Reproduce all the lines below exactly and omit the images.

Pages as source code

....

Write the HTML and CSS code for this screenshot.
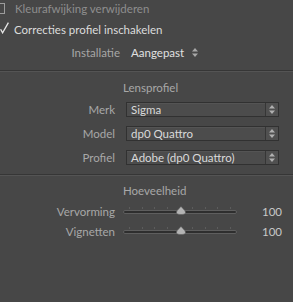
FILE: index.html
```html
<!DOCTYPE html>
<html>
<head>
<meta charset="utf-8">
<link rel="stylesheet" href="styles.css">
</head>
<body>
<div class="panel">
  <div class="check-row row1">
    <span class="box"></span>
    <span class="check-label dim">Kleurafwijking verwijderen</span>
  </div>
  <div class="check-row row2">
    <span class="tick"><svg width="9" height="12" viewBox="0 0 9 12"><path d="M0.6 7.2 L2.6 10.8 L8.4 0.6" fill="none" stroke="#e6e6e6" stroke-width="1.3"/></svg></span>
    <span class="check-label bright">Correcties profiel inschakelen</span>
  </div>
  <div class="setup-row">
    <span class="setup-label">Installatie</span>
    <span class="setup-value">Aangepast</span>
    <svg class="updown" width="6" height="9" viewBox="0 0 6 9"><path d="M3 0 L6 3.5 L0 3.5Z M3 9 L6 5.5 L0 5.5Z" fill="#a8a8a8"/></svg>
  </div>
  <div class="sep sep1"></div>
  <div class="header h1">Lensprofiel</div>
  <div class="selects">
    <div class="field">
      <span class="label">Merk</span>
      <div class="select"><span class="select-text">Sigma</span><span class="arrow"><svg width="6" height="9" viewBox="0 0 6 9"><path d="M3 0 L6 3.5 L0 3.5Z M3 9 L6 5.5 L0 5.5Z" fill="#b0b0b0"/></svg></span></div>
    </div>
    <div class="field">
      <span class="label">Model</span>
      <div class="select"><span class="select-text">dp0 Quattro</span><span class="arrow"><svg width="6" height="9" viewBox="0 0 6 9"><path d="M3 0 L6 3.5 L0 3.5Z M3 9 L6 5.5 L0 5.5Z" fill="#b0b0b0"/></svg></span></div>
    </div>
    <div class="field">
      <span class="label">Profiel</span>
      <div class="select"><span class="select-text">Adobe (dp0 Quattro)</span><span class="arrow"><svg width="6" height="9" viewBox="0 0 6 9"><path d="M3 0 L6 3.5 L0 3.5Z M3 9 L6 5.5 L0 5.5Z" fill="#b0b0b0"/></svg></span></div>
    </div>
  </div>
  <div class="sep sep2"></div>
  <div class="header h2">Hoeveelheid</div>
  <div class="sliders">
    <div class="slider-row">
      <span class="label">Vervorming</span>
      <div class="slider">
        <div class="ticks"><i></i><i></i><i></i><i></i><i></i><i></i><i></i><i></i><i></i></div>
        <div class="track"></div>
        <div class="thumb"><svg width="10" height="9" viewBox="0 0 10 9"><path d="M5 0.5 C6 2 9.5 4 9.5 6.5 C9.5 8 8 8.5 5 8.5 C2 8.5 0.5 8 0.5 6.5 C0.5 4 4 2 5 0.5Z" fill="#b4b4b4" stroke="#5a5a5a" stroke-width="0.6"/></svg></div>
      </div>
      <span class="value">100</span>
    </div>
    <div class="slider-row">
      <span class="label">Vignetten</span>
      <div class="slider">
        <div class="ticks"><i></i><i></i><i></i><i></i><i></i><i></i><i></i><i></i><i></i></div>
        <div class="track"></div>
        <div class="thumb"><svg width="10" height="9" viewBox="0 0 10 9"><path d="M5 0.5 C6 2 9.5 4 9.5 6.5 C9.5 8 8 8.5 5 8.5 C2 8.5 0.5 8 0.5 6.5 C0.5 4 4 2 5 0.5Z" fill="#b4b4b4" stroke="#5a5a5a" stroke-width="0.6"/></svg></div>
      </div>
      <span class="value">100</span>
    </div>
  </div>
</div>
</body>
</html>
```

FILE: styles.css
```css
html, body {
  margin: 0;
  padding: 0;
}
body {
  background: #474747;
  width: 293px;
  height: 302px;
  overflow: hidden;
  font-family: Lato, "Liberation Sans", sans-serif;
  font-size: 11.5px;
  color: #d8d8d8;
}
.panel {
  display: flex;
  flex-direction: column;
}
.check-row {
  display: flex;
  align-items: center;
}
.row1 { height: 16px; }
.row2 { height: 26px; }
.box {
  width: 9px;
  height: 9px;
  border: 1px solid #9c9c9c;
  margin-left: -6px;
  margin-right: 10px;
  flex: none;
}
.tick {
  display: flex;
  width: 9px;
  margin-left: 0;
  margin-right: 5px;
  margin-top: -2px;
}
.dim { color: #8e8e8e; }
.bright { color: #dcdcdc; }
.setup-row {
  height: 20px;
  display: flex;
  align-items: center;
}
.setup-label {
  width: 120px;
  text-align: right;
  color: #a6a6a6;
  margin-right: 11px;
}
.setup-value {
  color: #e0e0e0;
  margin-right: 8px;
}
.sep {
  height: 0;
  border-top: 1px solid #363636;
  border-bottom: 1px solid #545454;
}
.sep1 { margin-top: 8px; }
.sep2 { margin-top: 9px; }
.header {
  height: 16px;
  line-height: 16px;
  padding-left: 123px;
  color: #a8a8a8;
}
.h1 { margin-top: 8px; }
.h2 { margin-top: 7px; }
.selects {
  display: flex;
  flex-direction: column;
  gap: 9px;
  margin-top: 6px;
}
.field {
  display: flex;
  align-items: center;
  height: 15px;
}
.label {
  width: 115px;
  text-align: right;
  color: #a8a8a8;
  flex: none;
}
.select {
  margin-left: 11px;
  width: 151px;
  height: 13px;
  border: 1px solid #313131;
  background: #4c4c4c;
  display: flex;
  align-items: center;
  box-shadow: inset 0 1px 0 #545454;
}
.select-text {
  flex: 1;
  padding-left: 4px;
  color: #dadada;
  line-height: 13px;
}
.arrow {
  width: 12px;
  height: 13px;
  border-left: 1px solid #363636;
  display: flex;
  align-items: center;
  justify-content: center;
  background: #505050;
}
.sliders {
  display: flex;
  flex-direction: column;
  margin-top: 2px;
}
.slider-row {
  height: 20px;
  display: flex;
  align-items: center;
}
.slider {
  position: relative;
  margin-left: 8px;
  width: 114px;
  height: 20px;
}
.track {
  position: absolute;
  left: 0;
  right: 0;
  top: 9px;
  height: 2px;
  background: #2e2e2e;
  border: 1px solid #5e5e5e;
  border-radius: 2px;
}
.ticks {
  position: absolute;
  left: 6px;
  right: 6px;
  top: 6px;
  height: 2px;
  display: flex;
  justify-content: space-between;
}
.ticks i {
  width: 1px;
  height: 2px;
  background: #5c5c5c;
}
.thumb {
  position: absolute;
  left: 53px;
  top: 5px;
  display: flex;
}
.value {
  width: 45px;
  text-align: right;
  color: #c8c8c8;
}
```
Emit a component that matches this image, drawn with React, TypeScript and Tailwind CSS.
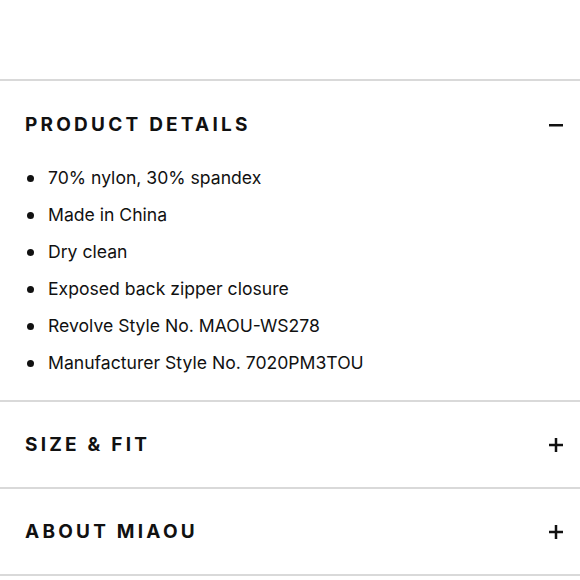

....

Task response:
Write the HTML and CSS code for this screenshot.
FILE: index.html
```html
<!DOCTYPE html>
<html>
<head>
<meta charset="utf-8">
<link rel="stylesheet" href="styles.css">
</head>
<body>
<div class="panel">
  <div class="check-row row1">
    <span class="box"></span>
    <span class="check-label dim">Kleurafwijking verwijderen</span>
  </div>
  <div class="check-row row2">
    <span class="tick"><svg width="9" height="12" viewBox="0 0 9 12"><path d="M0.6 7.2 L2.6 10.8 L8.4 0.6" fill="none" stroke="#e6e6e6" stroke-width="1.3"/></svg></span>
    <span class="check-label bright">Correcties profiel inschakelen</span>
  </div>
  <div class="setup-row">
    <span class="setup-label">Installatie</span>
    <span class="setup-value">Aangepast</span>
    <svg class="updown" width="6" height="9" viewBox="0 0 6 9"><path d="M3 0 L6 3.5 L0 3.5Z M3 9 L6 5.5 L0 5.5Z" fill="#a8a8a8"/></svg>
  </div>
  <div class="sep sep1"></div>
  <div class="header h1">Lensprofiel</div>
  <div class="selects">
    <div class="field">
      <span class="label">Merk</span>
      <div class="select"><span class="select-text">Sigma</span><span class="arrow"><svg width="6" height="9" viewBox="0 0 6 9"><path d="M3 0 L6 3.5 L0 3.5Z M3 9 L6 5.5 L0 5.5Z" fill="#b0b0b0"/></svg></span></div>
    </div>
    <div class="field">
      <span class="label">Model</span>
      <div class="select"><span class="select-text">dp0 Quattro</span><span class="arrow"><svg width="6" height="9" viewBox="0 0 6 9"><path d="M3 0 L6 3.5 L0 3.5Z M3 9 L6 5.5 L0 5.5Z" fill="#b0b0b0"/></svg></span></div>
    </div>
    <div class="field">
      <span class="label">Profiel</span>
      <div class="select"><span class="select-text">Adobe (dp0 Quattro)</span><span class="arrow"><svg width="6" height="9" viewBox="0 0 6 9"><path d="M3 0 L6 3.5 L0 3.5Z M3 9 L6 5.5 L0 5.5Z" fill="#b0b0b0"/></svg></span></div>
    </div>
  </div>
  <div class="sep sep2"></div>
  <div class="header h2">Hoeveelheid</div>
  <div class="sliders">
    <div class="slider-row">
      <span class="label">Vervorming</span>
      <div class="slider">
        <div class="ticks"><i></i><i></i><i></i><i></i><i></i><i></i><i></i><i></i><i></i></div>
        <div class="track"></div>
        <div class="thumb"><svg width="10" height="9" viewBox="0 0 10 9"><path d="M5 0.5 C6 2 9.5 4 9.5 6.5 C9.5 8 8 8.5 5 8.5 C2 8.5 0.5 8 0.5 6.5 C0.5 4 4 2 5 0.5Z" fill="#b4b4b4" stroke="#5a5a5a" stroke-width="0.6"/></svg></div>
      </div>
      <span class="value">100</span>
    </div>
    <div class="slider-row">
      <span class="label">Vignetten</span>
      <div class="slider">
        <div class="ticks"><i></i><i></i><i></i><i></i><i></i><i></i><i></i><i></i><i></i></div>
        <div class="track"></div>
        <div class="thumb"><svg width="10" height="9" viewBox="0 0 10 9"><path d="M5 0.5 C6 2 9.5 4 9.5 6.5 C9.5 8 8 8.5 5 8.5 C2 8.5 0.5 8 0.5 6.5 C0.5 4 4 2 5 0.5Z" fill="#b4b4b4" stroke="#5a5a5a" stroke-width="0.6"/></svg></div>
      </div>
      <span class="value">100</span>
    </div>
  </div>
</div>
</body>
</html>
```

FILE: styles.css
```css
html, body {
  margin: 0;
  padding: 0;
}
body {
  background: #474747;
  width: 293px;
  height: 302px;
  overflow: hidden;
  font-family: Lato, "Liberation Sans", sans-serif;
  font-size: 11.5px;
  color: #d8d8d8;
}
.panel {
  display: flex;
  flex-direction: column;
}
.check-row {
  display: flex;
  align-items: center;
}
.row1 { height: 16px; }
.row2 { height: 26px; }
.box {
  width: 9px;
  height: 9px;
  border: 1px solid #9c9c9c;
  margin-left: -6px;
  margin-right: 10px;
  flex: none;
}
.tick {
  display: flex;
  width: 9px;
  margin-left: 0;
  margin-right: 5px;
  margin-top: -2px;
}
.dim { color: #8e8e8e; }
.bright { color: #dcdcdc; }
.setup-row {
  height: 20px;
  display: flex;
  align-items: center;
}
.setup-label {
  width: 120px;
  text-align: right;
  color: #a6a6a6;
  margin-right: 11px;
}
.setup-value {
  color: #e0e0e0;
  margin-right: 8px;
}
.sep {
  height: 0;
  border-top: 1px solid #363636;
  border-bottom: 1px solid #545454;
}
.sep1 { margin-top: 8px; }
.sep2 { margin-top: 9px; }
.header {
  height: 16px;
  line-height: 16px;
  padding-left: 123px;
  color: #a8a8a8;
}
.h1 { margin-top: 8px; }
.h2 { margin-top: 7px; }
.selects {
  display: flex;
  flex-direction: column;
  gap: 9px;
  margin-top: 6px;
}
.field {
  display: flex;
  align-items: center;
  height: 15px;
}
.label {
  width: 115px;
  text-align: right;
  color: #a8a8a8;
  flex: none;
}
.select {
  margin-left: 11px;
  width: 151px;
  height: 13px;
  border: 1px solid #313131;
  background: #4c4c4c;
  display: flex;
  align-items: center;
  box-shadow: inset 0 1px 0 #545454;
}
.select-text {
  flex: 1;
  padding-left: 4px;
  color: #dadada;
  line-height: 13px;
}
.arrow {
  width: 12px;
  height: 13px;
  border-left: 1px solid #363636;
  display: flex;
  align-items: center;
  justify-content: center;
  background: #505050;
}
.sliders {
  display: flex;
  flex-direction: column;
  margin-top: 2px;
}
.slider-row {
  height: 20px;
  display: flex;
  align-items: center;
}
.slider {
  position: relative;
  margin-left: 8px;
  width: 114px;
  height: 20px;
}
.track {
  position: absolute;
  left: 0;
  right: 0;
  top: 9px;
  height: 2px;
  background: #2e2e2e;
  border: 1px solid #5e5e5e;
  border-radius: 2px;
}
.ticks {
  position: absolute;
  left: 6px;
  right: 6px;
  top: 6px;
  height: 2px;
  display: flex;
  justify-content: space-between;
}
.ticks i {
  width: 1px;
  height: 2px;
  background: #5c5c5c;
}
.thumb {
  position: absolute;
  left: 53px;
  top: 5px;
  display: flex;
}
.value {
  width: 45px;
  text-align: right;
  color: #c8c8c8;
}
```
Emit a component that matches this image, drawn with React, TypeScript and Tailwind CSS.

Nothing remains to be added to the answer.